I last mentioned their research on guild sizes in my blog post Dunbar & World of Warcraft where I compare the distribution of guild sizes in Ultima Online vs PlayOn's results from World of Warcraft. However, both distribution tables suffer from a variety of biases due to the nature of the different game designs, many of which are discussed in the commments in the post. For instance both guild graphs include "alts", which are alternative characters of individual players. Thus one player might be represented multiple times in a guild.

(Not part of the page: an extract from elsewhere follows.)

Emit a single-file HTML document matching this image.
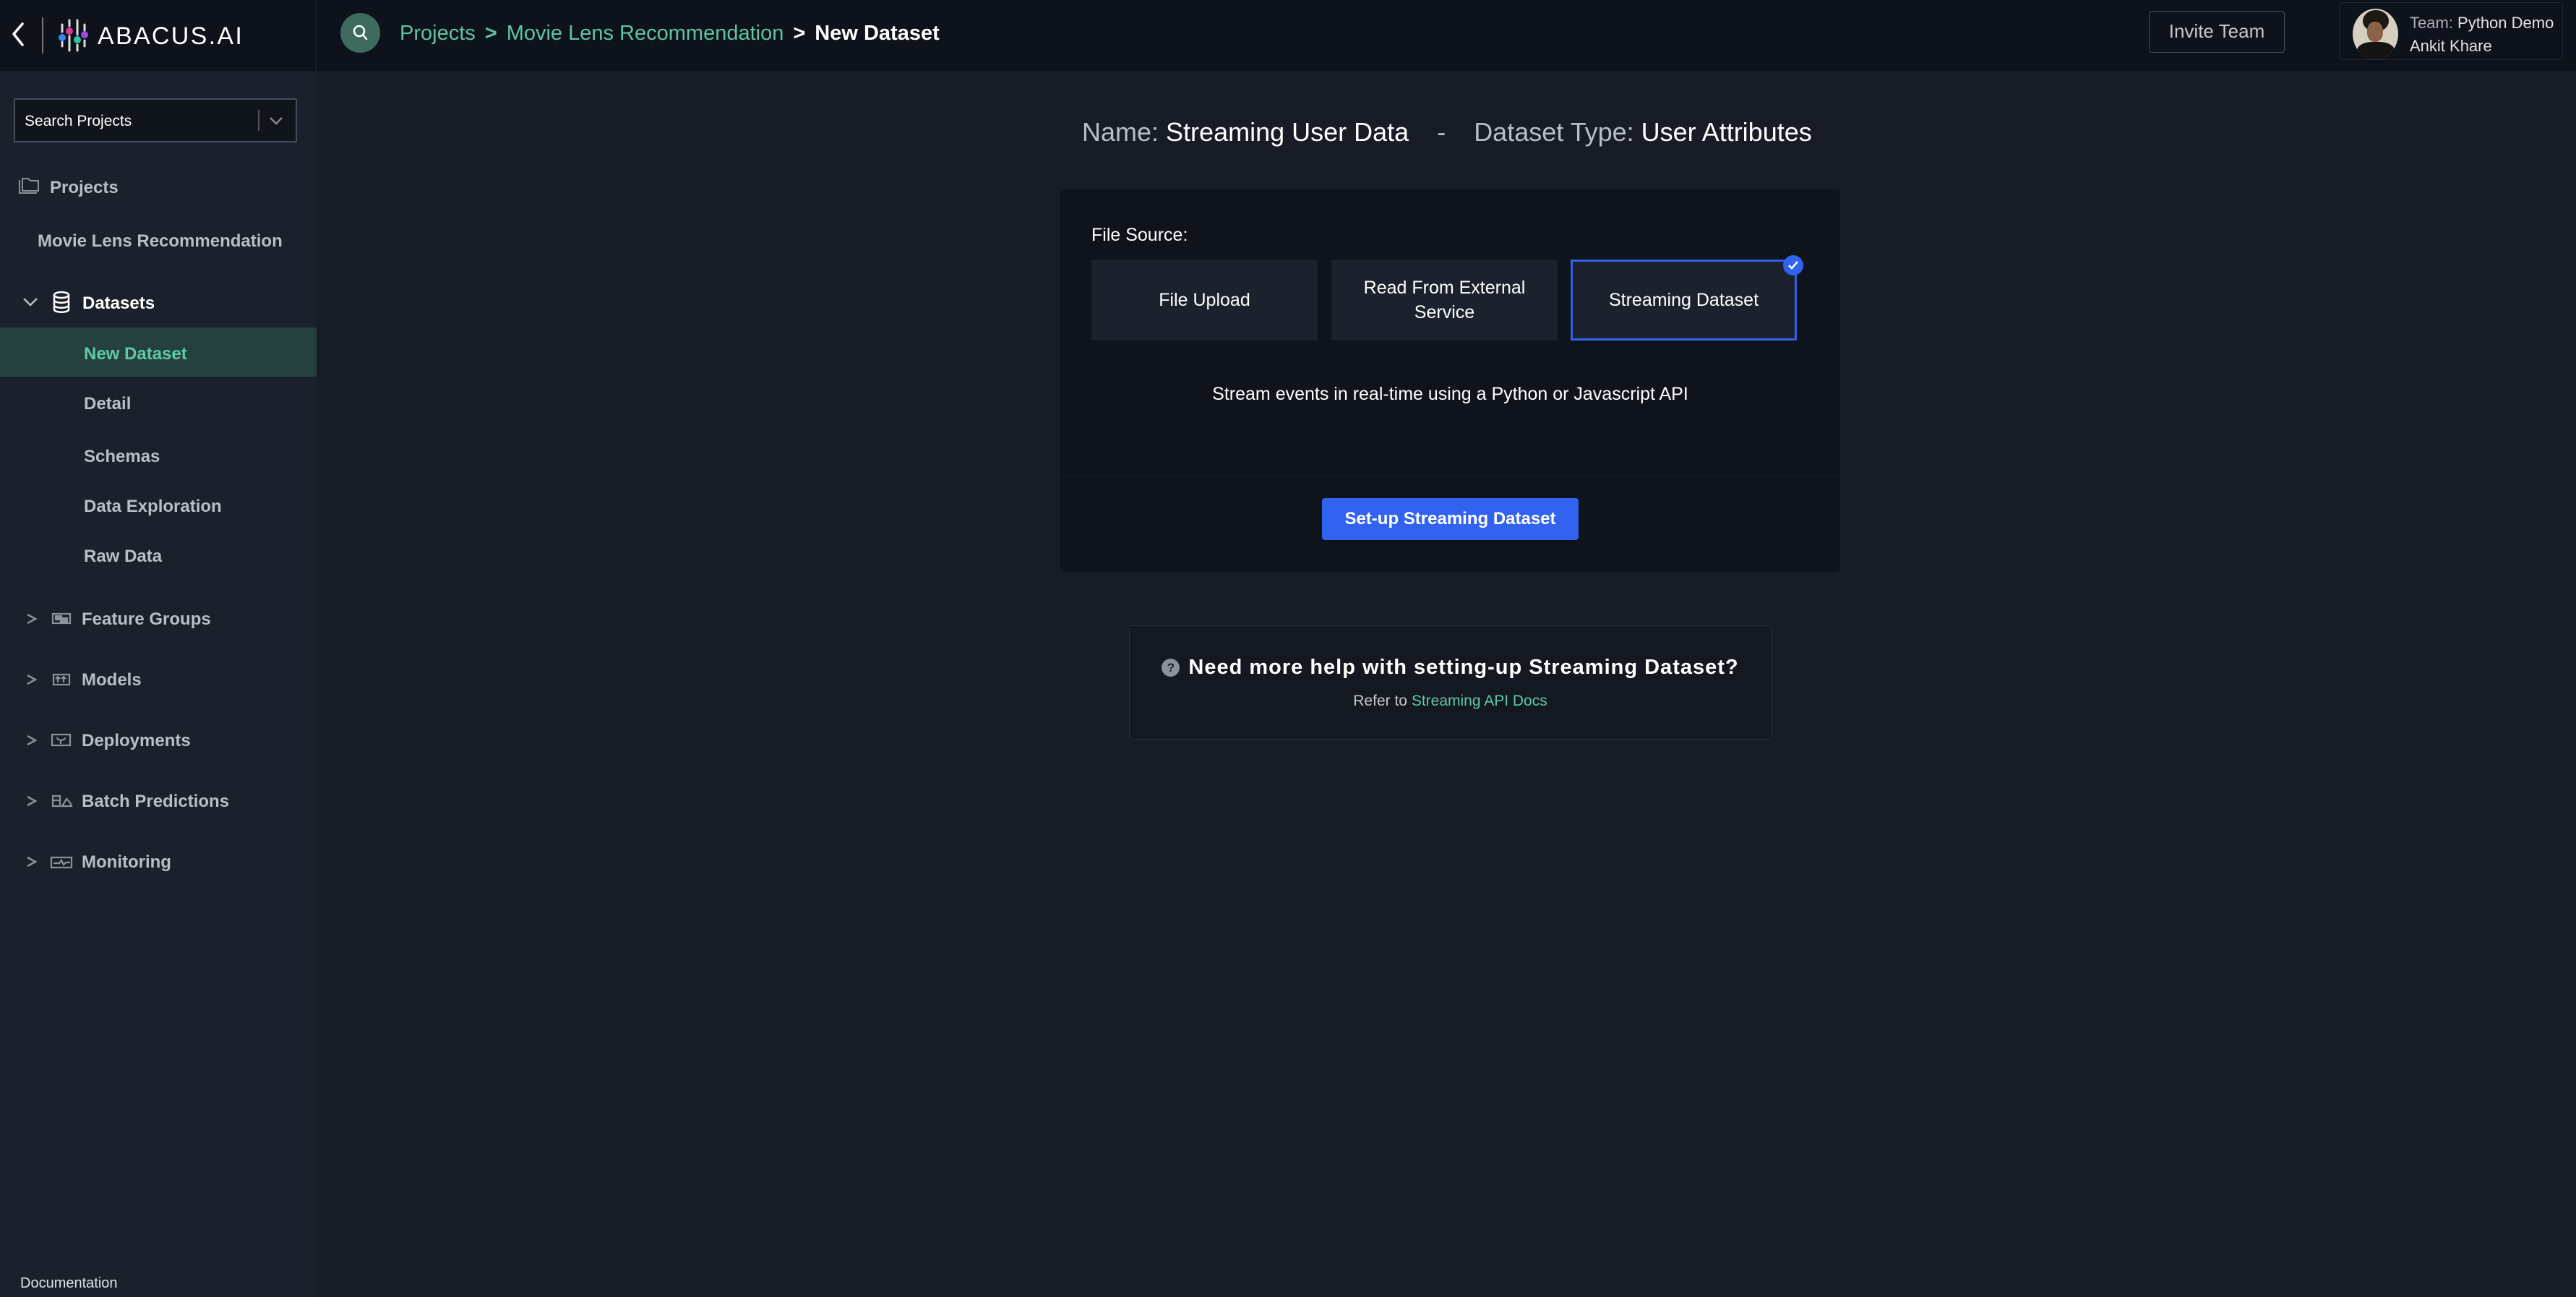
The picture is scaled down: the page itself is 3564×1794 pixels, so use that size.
<!DOCTYPE html>
<html><head><meta charset="utf-8"><style>
*{box-sizing:border-box;margin:0;padding:0}
body{width:3564px;height:1794px;background:#171c26;font-family:"Liberation Sans",sans-serif;position:relative;overflow:hidden;color:#fff}
.abs{position:absolute}
#hdr{left:0;top:0;width:3564px;height:98px;background:#0e121a}
#side{left:0;top:98px;width:438px;height:1696px;background:#1b212c}
.si{position:absolute;font-size:24px;font-weight:bold;color:#b8bdc7;white-space:nowrap;line-height:30px}
</style></head><body>
<div id="hdr" class="abs"></div>
<div class="abs" style="left:436px;top:0;width:2px;height:98px;background:#181d26"></div>
<div id="side" class="abs"></div>
<!-- logo -->
<svg class="abs" style="left:0;top:0" width="438" height="98">
<polyline points="31,33 19,47 31,62" fill="none" stroke="#fff" stroke-width="3.5" stroke-linecap="round" stroke-linejoin="round"/>
<line x1="59" y1="24" x2="59" y2="74" stroke="#777" stroke-width="2"/>
<g stroke="#ddd" stroke-width="3" stroke-linecap="round">
<line x1="86" y1="34" x2="86" y2="44"/><line x1="86" y1="58" x2="86" y2="64"/>
<line x1="96" y1="28" x2="96" y2="36"/><line x1="96" y1="50" x2="96" y2="70"/>
<line x1="107" y1="28" x2="107" y2="48"/><line x1="107" y1="62" x2="107" y2="70"/>
<line x1="117" y1="34" x2="117" y2="42"/><line x1="117" y1="56" x2="117" y2="64"/>
</g>
<circle cx="86" cy="52" r="5" fill="#3b82f6"/><circle cx="96" cy="43" r="5" fill="#d63c8e"/>
<circle cx="107" cy="55" r="5" fill="#2fc4a7"/><circle cx="117" cy="48" r="5" fill="#9b4be0"/>
</svg>
<div class="abs" style="left:135px;top:30px;font-size:34px;letter-spacing:2.3px;color:#fff;line-height:40px">ABACUS.AI</div>
<!-- breadcrumb -->
<div class="abs" style="left:471px;top:18px;width:55px;height:55px;border-radius:50%;background:#3e6a5f"></div>
<svg class="abs" style="left:484px;top:31px" width="30" height="30"><circle cx="13" cy="12" r="7" fill="none" stroke="#fff" stroke-width="2.5"/><line x1="18" y1="17" x2="23" y2="23" stroke="#fff" stroke-width="2.5" stroke-linecap="round"/></svg>
<div class="abs" style="left:553px;top:28px;font-size:29px;line-height:36px;white-space:nowrap;color:#5fc4a2"><span>Projects</span><span style="margin:0 13px;font-weight:bold">&gt;</span><span>Movie Lens Recommendation</span><span style="margin:0 13px;font-weight:bold;color:#fff">&gt;</span><span style="color:#fff;font-weight:bold">New Dataset</span></div>
<!-- header right -->
<div class="abs" style="left:2973px;top:15px;width:188px;height:58px;border:1.5px solid #4a4f58;border-radius:4px;color:#c4c7cd;font-size:26px;line-height:55px;text-align:center">Invite Team</div>
<div class="abs" style="left:3236px;top:3px;width:310px;height:80px;border:1.5px solid #22272f;border-radius:6px"></div>
<div class="abs" style="left:3255px;top:12px;width:63px;height:70px;border-radius:50%;overflow:hidden;background:#d6cfbf">
<div class="abs" style="left:14px;top:2px;width:36px;height:30px;border-radius:50%;background:#1e1814"></div>
<div class="abs" style="left:20px;top:18px;width:22px;height:28px;border-radius:45%;background:#8a6248"></div>
<div class="abs" style="left:6px;top:46px;width:52px;height:30px;border-radius:40% 40% 0 0;background:#141414"></div>
</div>
<div class="abs" style="left:3334px;top:16px;font-size:22px;line-height:32px;color:#dfe2e6;white-space:nowrap"><span style="color:#a9adb5">Team:</span> Python Demo<br>Ankit Khare</div>
<!-- sidebar -->
<div class="abs" style="left:19px;top:136px;width:392px;height:61px;background:#10141b;border:2px solid #474c56;border-radius:2px"></div>
<div class="abs" style="left:34px;top:154px;font-size:21px;color:#fff;line-height:28px">Search Projects</div>
<div class="abs" style="left:357px;top:152px;width:2px;height:29px;background:#555"></div>
<svg class="abs" style="left:370px;top:157px" width="24" height="20"><polyline points="4,6 12,14 20,6" fill="none" stroke="#888" stroke-width="2.5"/></svg>

<svg class="abs" style="left:25px;top:245px" width="32" height="26"><path d="M2 4v18h24M6 2h8l3 3h11v14H6z" fill="none" stroke="#8b9099" stroke-width="2"/></svg>
<div class="si" style="left:69px;top:245px">Projects</div>
<div class="si" style="left:52px;top:319px">Movie Lens Recommendation</div>
<svg class="abs" style="left:29px;top:407px" width="26" height="20"><polyline points="4,6 13,15 22,6" fill="none" stroke="#b8bdc7" stroke-width="2.5"/></svg>
<svg class="abs" style="left:72px;top:402px" width="28" height="32"><ellipse cx="13" cy="6" rx="10" ry="4" fill="none" stroke="#fff" stroke-width="2.5"/><path d="M3 6v20c0 5 20 5 20 0V6M3 13c0 5 20 5 20 0M3 20c0 5 20 5 20 0" fill="none" stroke="#fff" stroke-width="2.5"/></svg>
<div class="si" style="left:114px;top:405px;color:#fff">Datasets</div>
<div class="abs" style="left:0;top:453px;width:438px;height:68px;background:#24413f"></div>
<div class="si" style="left:116px;top:475px;color:#5fc9a4">New Dataset</div>
<div class="si" style="left:116px;top:544px">Detail</div>
<div class="si" style="left:116px;top:617px">Schemas</div>
<div class="si" style="left:116px;top:686px">Data Exploration</div>
<div class="si" style="left:116px;top:755px">Raw Data</div>

<svg class="abs" style="left:0;top:826px" width="110" height="400" fill="none" stroke="#8b9099" stroke-width="2.2">
<g stroke-width="2.5"><polyline points="38,24 49,30 38,36"/><polyline points="38,108 49,114 38,120"/><polyline points="38,192 49,198 38,204"/><polyline points="38,276 49,282 38,288"/><polyline points="38,360 49,366 38,372"/></g>
<rect x="73" y="23" width="24" height="13"/><rect x="77" y="26" width="8" height="5" fill="#8b9099"/><rect x="84" y="29" width="9" height="5" fill="#8b9099"/>
<rect x="74" y="107" width="22" height="14"/><path d="M80 118v-7M77 113l3-3 3 3M88 118v-7M85 113l3-3 3 3"/>
<rect x="72" y="190" width="25" height="15"/><path d="M79 194c0 5 11 5 11 0M84 198v5"/>
<path d="M73 275v14h10v-14zM73 281h10M86 289l6-10 5 5 2 5z"/>
<rect x="71" y="360" width="28" height="14"/><path d="M74 368h8l3-4 3 6 3-3h6"/>
</svg>
<div class="si" style="left:113px;top:842px">Feature Groups</div>
<div class="si" style="left:113px;top:926px">Models</div>
<div class="si" style="left:113px;top:1010px">Deployments</div>
<div class="si" style="left:113px;top:1094px">Batch Predictions</div>
<div class="si" style="left:113px;top:1178px">Monitoring</div>
<div class="abs" style="left:28px;top:1764px;font-size:20px;color:#dfe2e6">Documentation</div>

<!-- main -->
<div class="abs" style="left:1497px;top:161px;font-size:36px;line-height:44px;white-space:nowrap;color:#b9bdc5">Name: <span style="color:#fff">Streaming User Data</span><span style="display:inline-block;width:90px;text-align:center">-</span>Dataset Type: <span style="color:#fff">User Attributes</span></div>
<div class="abs" style="left:1467px;top:262px;width:1079px;height:529px;background:#0f131b;border-radius:6px"></div>
<div class="abs" style="left:1467px;top:659px;width:1079px;height:1px;background:#1b2029"></div>
<div class="abs" style="left:1510px;top:310px;font-size:25px;color:#fff;line-height:30px">File Source:</div>
<div class="abs" style="left:1510px;top:359px;width:313px;height:112px;background:#1c222d;font-size:25px;display:flex;align-items:center;justify-content:center;text-align:center">File Upload</div>
<div class="abs" style="left:1842px;top:359px;width:313px;height:112px;background:#1c222d;font-size:25px;line-height:34px;display:flex;align-items:center;justify-content:center;text-align:center">Read From External<br>Service</div>
<div class="abs" style="left:2173px;top:359px;width:313px;height:112px;background:#1c222d;border:3px solid #3060ec;font-size:25px;display:flex;align-items:center;justify-content:center">Streaming Dataset</div>
<svg class="abs" style="left:2465px;top:351px" width="32" height="32"><circle cx="16" cy="16" r="14" fill="#3263f0"/><polyline points="10,16 14,20 22,11" fill="none" stroke="#fff" stroke-width="2.5"/></svg>
<div class="abs" style="left:1467px;top:528px;width:1079px;text-align:center;font-size:25px;line-height:34px">Stream events in real-time using a Python or Javascript API</div>
<div class="abs" style="left:1829px;top:689px;width:355px;height:58px;background:#3263f0;border-radius:4px;font-size:24px;font-weight:bold;line-height:58px;text-align:center">Set-up Streaming Dataset</div>

<div class="abs" style="left:1562px;top:865px;width:889px;height:158px;border:1.5px solid #22303a;border-radius:4px;background:#131821"></div>
<div class="abs" style="left:1562px;top:903px;width:889px;text-align:center;font-size:29px;font-weight:bold;letter-spacing:1px;line-height:40px;white-space:nowrap"><span style="display:inline-block;width:25px;height:25px;border-radius:50%;background:#8b9099;color:#1b212c;font-size:17px;line-height:25px;letter-spacing:0;vertical-align:3px;margin-right:12px">?</span>Need more help with setting-up Streaming Dataset?</div>
<div class="abs" style="left:1562px;top:955px;width:889px;text-align:center;font-size:21px;line-height:30px;color:#c4c7cd">Refer to <span style="color:#5fc9a4">Streaming API Docs</span></div>
</body></html>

In Nic & Nick's more recent research, they are looking deeper and are mapping social networks (now 404, use Internet Archive) on World of Warcraft. Using tools available to them, over the course of the month of August they looked at 241,378 characters and 5569 guilds. From that data they were able to able to discover how often guild members were co-present (online at the same time) or co-located (online and in the same zone in the game)

G-3

For example, in this map you can see:

...we have a guild where we see more distinct cliques. There's a somewhat hard-core 4 character cluster on the left- hand side, a mid-level triad on the bottom left, a mid 20's clique that's held together by the druid in the middle, and finally a more casual low-level clique on the top right.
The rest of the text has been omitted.